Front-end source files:
====================

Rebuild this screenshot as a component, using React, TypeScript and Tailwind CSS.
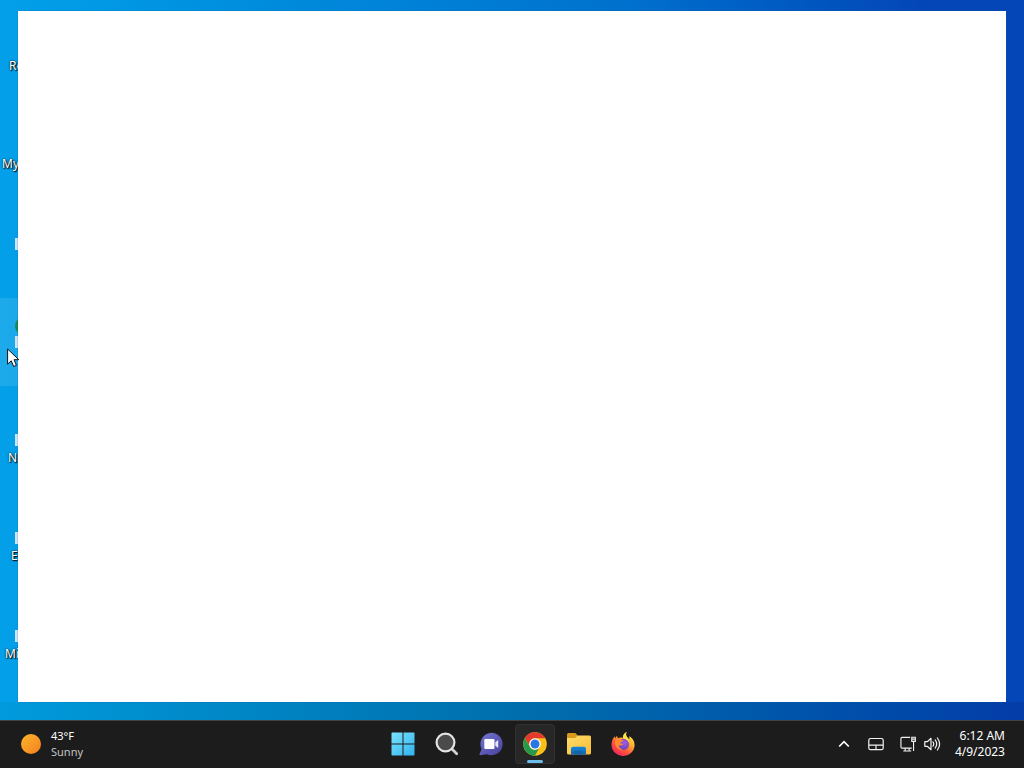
import type { ReactNode } from "react"

type Shortcut = {
  id: number
  label: string
  indent: string
  badge: boolean
  selected?: boolean
  accent?: string
}

// desktop shortcuts, mostly hidden by the open window
const shortcuts: Shortcut[] = [
  { id: 1, label: "Re", indent: "pl-[9px]", badge: false },
  { id: 2, label: "My", indent: "pl-0.5", badge: false },
  { id: 3, label: "", indent: "pl-2", badge: true },
  { id: 4, label: "", indent: "pl-2", badge: true, selected: true, accent: "bg-[#17894f]" },
  { id: 5, label: "N", indent: "pl-2", badge: true },
  { id: 6, label: "E", indent: "pl-[11px]", badge: true },
  { id: 7, label: "Mi", indent: "pl-[5px]", badge: true },
]

function DesktopShortcut({ item }: { item: Shortcut }) {
  return (
    <li className="h-[98px] py-1">
      <div className={`h-[88px] w-[76px] ${item.selected ? "bg-white/10" : ""}`}>
        <div className="flex h-[38px] items-end pl-[15px]">
          <span className={`h-5 w-8 rounded-l-full ${item.accent ?? ""}`} />
        </div>
        <div className="h-3 pl-[15px]">
          {item.badge && <span className="block h-3 w-3 bg-[#cfe4f5]" />}
        </div>
        <p
          className={`mt-1 h-4 text-xs leading-4 text-white [text-shadow:1px_1px_1px_#000,0_0_2px_#000] ${item.indent}`}
        >
          {item.label}
        </p>
      </div>
    </li>
  )
}

function StartIcon() {
  return (
    <svg viewBox="0 0 24 24" className="size-6">
      <defs>
        <linearGradient id="start" x1="0" y1="0" x2="1" y2="1">
          <stop offset="0" stopColor="#7be3fb" />
          <stop offset="1" stopColor="#2fb3ef" />
        </linearGradient>
      </defs>
      <path
        fill="url(#start)"
        d="M1 .5h10.500v11H.5V1zM12.500 .5H23l.5.500v10.500h-11zM.5 12.500h11v11H1l-.5-.5zM12.500 12.500h11V23l-.5.500H12.500z"
      />
    </svg>
  )
}

function SearchIcon() {
  return (
    <svg viewBox="0 0 24 24" className="size-6" fill="none">
      <path d="M17 17l4.700 4.700" stroke="#d2d2d2" strokeWidth="2.800" strokeLinecap="round" />
      <circle cx="10.500" cy="10.500" r="8.900" fill="#4b4b4b" stroke="#e4e4e4" strokeWidth="2.200" />
    </svg>
  )
}

function ChatIcon() {
  return (
    <svg viewBox="0 0 24 24" className="size-6">
      <defs>
        <linearGradient id="chat" x1="0" y1="0" x2="1" y2="1">
          <stop offset="0" stopColor="#7378d0" />
          <stop offset="1" stopColor="#4a3f9e" />
        </linearGradient>
      </defs>
      <path
        fill="url(#chat)"
        d="M12.500.8A11.200 11.200 0 1 1 7.800 22.200L1.200 23.200c-.7.1-1-.5-.7-1L2.600 17A11.200 11.200 0 0 1 12.500.8z"
      />
      <rect x="5.300" y="7" width="10.200" height="10" rx="1.200" fill="#fff" />
      <path d="M16.300 10.300L19.200 8v8l-2.900-2.300z" fill="#e3e4ff" />
    </svg>
  )
}

function ChromeIcon() {
  return (
    <svg viewBox="0 0 24 24" className="size-6">
      <circle cx="12" cy="12" r="11.800" fill="#fbc116" />
      <path d="M12 6.300h10.300A11.800 11.800 0 0 0 1.800 6.100L7 14.900A5.700 5.700 0 0 1 12 6.300z" fill="#e33b2e" />
      <path d="M17 14.800l-5.100 9A11.800 11.800 0 0 1 1.800 6.100L7 14.900a5.700 5.700 0 0 0 10-.1z" fill="#269a4b" />
      <circle cx="12" cy="12" r="5.800" fill="#fff" />
      <circle cx="12" cy="12" r="4.500" fill="#2a77e4" />
    </svg>
  )
}

function FolderIcon() {
  return (
    <svg viewBox="0 0 24 24" className="size-6">
      <defs>
        <linearGradient id="folder" x1="0" y1="0" x2="1" y2="1">
          <stop offset="0" stopColor="#ffdc6b" />
          <stop offset="1" stopColor="#f7bd36" />
        </linearGradient>
        <linearGradient id="folder-tray" x1="0" y1="0" x2="0" y2="1">
          <stop offset="0" stopColor="#1286dc" />
          <stop offset="1" stopColor="#1466ae" />
        </linearGradient>
      </defs>
      <path d="M0 2.500Q0 1 1.500 1h6.800l2.200 2.300V9H0z" fill="#d99a1c" />
      <path
        d="M0 6h8l2.700-2.500h11.800Q24 3.500 24 5v16q0 1.500-1.500 1.500h-21Q0 22.500 0 21z"
        fill="url(#folder)"
      />
      <path d="M4 22.500V17q0-2.200 2.200-2.200h10.600q2.200 0 2.200 2.200v5.500z" fill="url(#folder-tray)" />
      <path d="M7.500 22.500V20q0-1 1-1h6q1 0 1 1v2.500z" fill="#1462a8" />
    </svg>
  )
}

function FirefoxIcon() {
  return (
    <svg viewBox="0 0 24 24" className="size-6">
      <defs>
        <linearGradient id="fox" x1=".85" y1=".05" x2=".2" y2=".95">
          <stop offset="0" stopColor="#fff04a" />
          <stop offset=".35" stopColor="#ffb02b" />
          <stop offset=".65" stopColor="#ff593b" />
          <stop offset="1" stopColor="#f0255d" />
        </linearGradient>
        <radialGradient id="globe" cx=".6" cy=".35" r=".7">
          <stop offset="0" stopColor="#a15be5" />
          <stop offset="1" stopColor="#6440b8" />
        </radialGradient>
      </defs>
      <path
        fill="url(#fox)"
        d="M15.700 0c-1 1.600-.9 3.500.2 4.900 1 .8 1.600 1.300 2.300 2.300.3-1.200.2-2.200-.1-3.100 3.500 2 5.500 5.100 5.500 9.100A11.300 11.300 0 0 1 12 24 11.300 11.300 0 0 1 .5 12.800c0-3.600 1.200-6.300 3.200-8.500l.5 2L6 3.700l.8 2.600c2-.8 3.500-.9 5.200-.3-.3-2.500 1.200-5 3.700-6z"
      />
      <path d="M15.700 0c-2.500 1-4 3.500-3.700 6 2.300.9 4.300 2.400 5.500 4.500.8-2-.2-4.200-1.600-5.600-1.100-1.400-1.200-3.300-.2-4.900z" fill="#ffe34a" />
      <circle cx="12.400" cy="12.400" r="5.600" fill="url(#globe)" />
      <path
        fill="#ff8a2c"
        d="M4.200 7.200c2-.9 3.800-.6 5.100.3l2.900.5c.2.900-.5 1.500-2 2-.8.5-.9 1-.7 1.700 1.200-.4 2 .1 2.700.6-.8.3-1.100 1.100-2.200 1.300-1.300 0-1.900-.3-2.400-.6.2 2.600 2.100 4.300 4.600 4.300-4.800 1.800-9.400-2.900-8-10.100z"
      />
    </svg>
  )
}

const apps: { name: string; icon: ReactNode; active?: boolean }[] = [
  { name: "Start", icon: <StartIcon /> },
  { name: "Search", icon: <SearchIcon /> },
  { name: "Chat", icon: <ChatIcon /> },
  { name: "Chrome", icon: <ChromeIcon />, active: true },
  { name: "File Explorer", icon: <FolderIcon /> },
  { name: "Firefox", icon: <FirefoxIcon /> },
]

function Taskbar() {
  return (
    <footer className="grid h-12 grid-cols-[1fr_auto_1fr] items-center border-t border-[#3f4345] bg-[#1c1c1c] pb-0.5 text-white">
      <button className="flex items-center gap-2.5 justify-self-start pl-[21px] text-left text-[11px] leading-4">
        <span className="size-5 rounded-full bg-linear-to-br from-[#fbb52c] to-[#f57f1e]" />
        <span>
          <span className="block">43°F</span>
          <span className="block text-[#c4c4c4]">Sunny</span>
        </span>
      </button>

      <nav className="flex gap-1 pl-0.5">
        {apps.map((app) => (
          <button
            key={app.name}
            aria-label={app.name}
            className={`relative flex size-10 items-center justify-center rounded border ${
              app.active ? "border-[#323232] bg-[#272727]" : "border-transparent"
            }`}
          >
            {app.icon}
            {app.active && (
              <span className="absolute bottom-0 left-1/2 h-[3px] w-4 -translate-x-1/2 rounded-full bg-[#6cbdea]" />
            )}
          </button>
        ))}
      </nav>

      <div className="flex items-center justify-self-end pr-[19px]">
        <button aria-label="Show hidden icons" className="mr-[18px]">
          <svg viewBox="0 0 12 12" className="size-3" fill="none" stroke="#fff" strokeWidth="1.700">
            <path d="M1.200 8.500L6 3.700l4.800 4.800" />
          </svg>
        </button>
        <button aria-label="Touchpad" className="mr-4">
          <svg viewBox="0 0 16 16" className="size-4" fill="none" stroke="#f2f2f2" strokeWidth="1.200">
            <rect x=".8" y="2.500" width="14.400" height="11.200" rx="1.800" />
            <path d="M.8 9.200h14.400M8 9.200v4.500" />
          </svg>
        </button>
        <button aria-label="Network and volume" className="flex items-center gap-2">
          <svg viewBox="0 0 17 17" className="size-4" fill="none" stroke="#f2f2f2" strokeWidth="1.200">
            <path d="M10.800 1.500H2.200Q1 1.500 1 2.700v9q0 1.200 1.200 1.200h10.300M5.500 13v2.800M9.700 13v2.800M3.500 16h8.500" />
            <path d="M12.500 1.300h3.800v4.400h-3.800zM14.400 5.700V16M12.500 3.300h3.800" />
          </svg>
          <svg viewBox="0 0 17 16" className="h-4 w-[17px]" fill="none" stroke="#f2f2f2" strokeWidth="1.200">
            <path d="M.8 5.700h2.500L7 2.300v11.400l-3.700-3.400H.8z" strokeLinejoin="round" />
            <path d="M9 5.800q1.500 2.200 0 4.400M11.200 3.900q3 4.100 0 8.200M13.400 2q4.400 6 0 12" strokeLinecap="round" />
          </svg>
        </button>
        <button className="ml-3.5 text-right text-xs leading-4">
          <time className="block">6:12 AM</time>
          <time className="block">4/9/2023</time>
        </button>
      </div>
    </footer>
  )
}

export default function App() {
  return (
    <div className="flex min-h-screen flex-col overflow-hidden font-['Noto_Sans','Open_Sans',sans-serif]">
      <main className="relative flex flex-1 flex-col bg-linear-to-r from-[#03a0e9] via-[#0072ce] via-60% to-[#0446b8] to-90% px-[18px] pt-[11px] pb-[18px]">
        {/* darker strip of wallpaper above the taskbar */}
        <div className="absolute inset-x-0 bottom-0 h-[18px] bg-linear-to-r from-[#009bdc] via-[#006fad] via-50% to-[#053ca8]" />
        <ul className="absolute top-0 left-0">
          {shortcuts.map((item) => (
            <DesktopShortcut key={item.id} item={item} />
          ))}
        </ul>

        <section className="relative flex-1 bg-white shadow-[0_0_1px_#1b5f94]" />

        <svg viewBox="0 0 13 20" className="absolute top-[348px] left-[7px] h-5 w-[13px]">
          <path
            d="M.6 1v15.200l3.600-3.400 2.500 5.700 2.700-1.200L7 11.700h4.800z"
            fill="#fff"
            stroke="#111"
            strokeWidth="1"
          />
        </svg>
      </main>
      <Taskbar />
    </div>
  )
}
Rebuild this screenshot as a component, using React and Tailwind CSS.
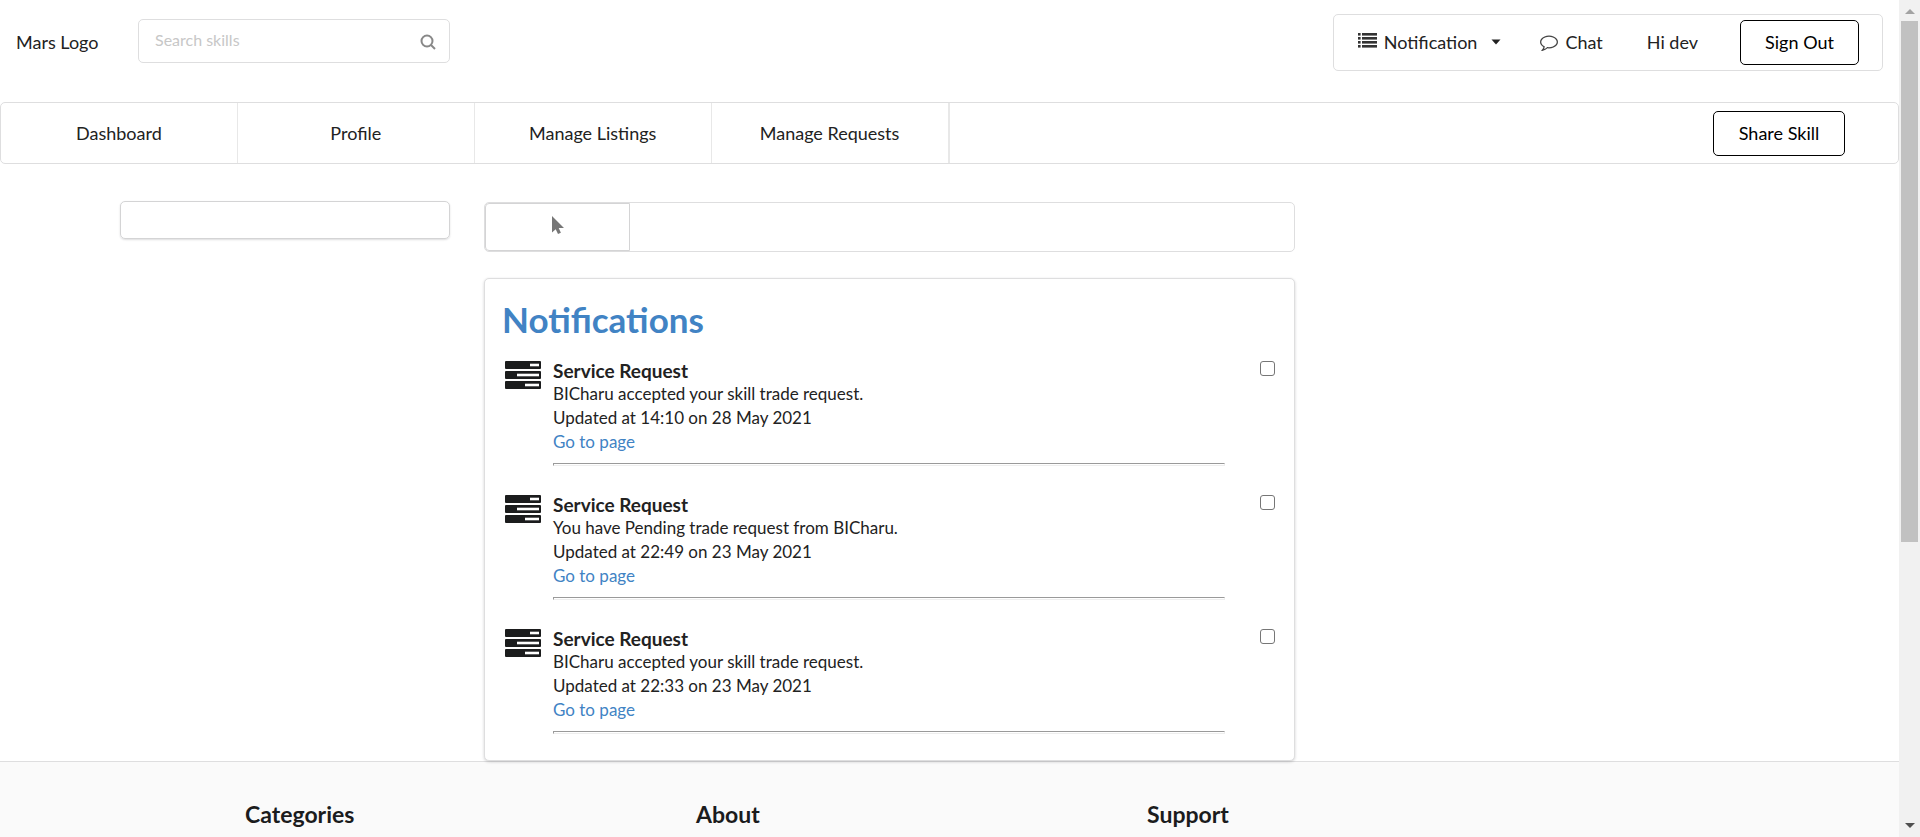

====================

GIVEN PROBLEM:
Determine the number of lines in the listing that contain the string "using". Write that number and nothing else.

ANSWER IN FULL:
2